Si dans les récits mythologiques Freyr est vaincu par Surtr, le conservateur relève que les rituels semblent avoir plutôt bien fonctionné puisque "le volcan n'est plus jamais entré en éruption". Le Musée national Ólafsson ne semble pas complètement convaincu du bien-fondé de cette nouvelle interprétation mais reconnaît que le site, par bien des aspects, est inhabituel et complexe. En dépit de l'absence de preuves, l'occupation de la grotte par un groupe de marginaux demeure pour eux l'explication la plus probable, soutenue par les traditions culturelles.

 

De Surtr à Satan

Il n'est pas difficile d'imaginer qu'un endroit considéré comme la porte d'entrée de Muspelheim [nom du royaume du géant Surt], ait pu alimenter des histoires de prêtres révoqués, de tortures et de gangs terrorisant la campagne. Qu'elle soit associée à des géants ou à des hors-la-loi, Surtshellir apparaît menaçante. 

Au centre de la structure naviforme, les archéologues ont trouvé une croix et trois autres pièces, toutes en plomb. Smith pense qu'il s'agit d'un ensemble complet de poids utilisés non pas pour le commerce mais pour rendre la justice, car ils totalisent 26 grammes, soit un poids standard qui servait aux Vikings à calculer l'indemnisation pour la perte d'un esclave, pour une blessure ou un meurtre.

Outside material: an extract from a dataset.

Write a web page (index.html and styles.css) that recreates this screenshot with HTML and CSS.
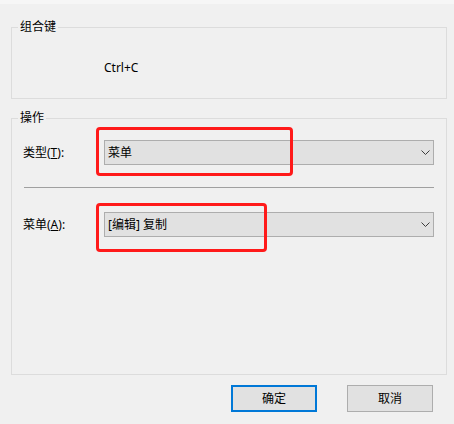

Selon lui, ils n'auraient pas été abandonnés par des hors-la-loi, mais plutôt placés là délibérément pour mettre fin à la tradition des offrandes rituelles païennes alors que l'Islande devenait chrétienne. Les Islandais se sont convertis au christianisme il y a environ 1000 ans; en une génération, les dépôts d'objets dans la grotte de Surtshellir cessèrent et les gens évitèrent le site pendant plus de 600 ans. 

Pourtant, longtemps encore, le peuple islandais continua d'établir un lien entre la grotte et la fin du monde. Une tradition chrétienne considère notamment qu'elle est "l'endroit où Satan émergera le jour du jugement dernier", rapportent les auteurs.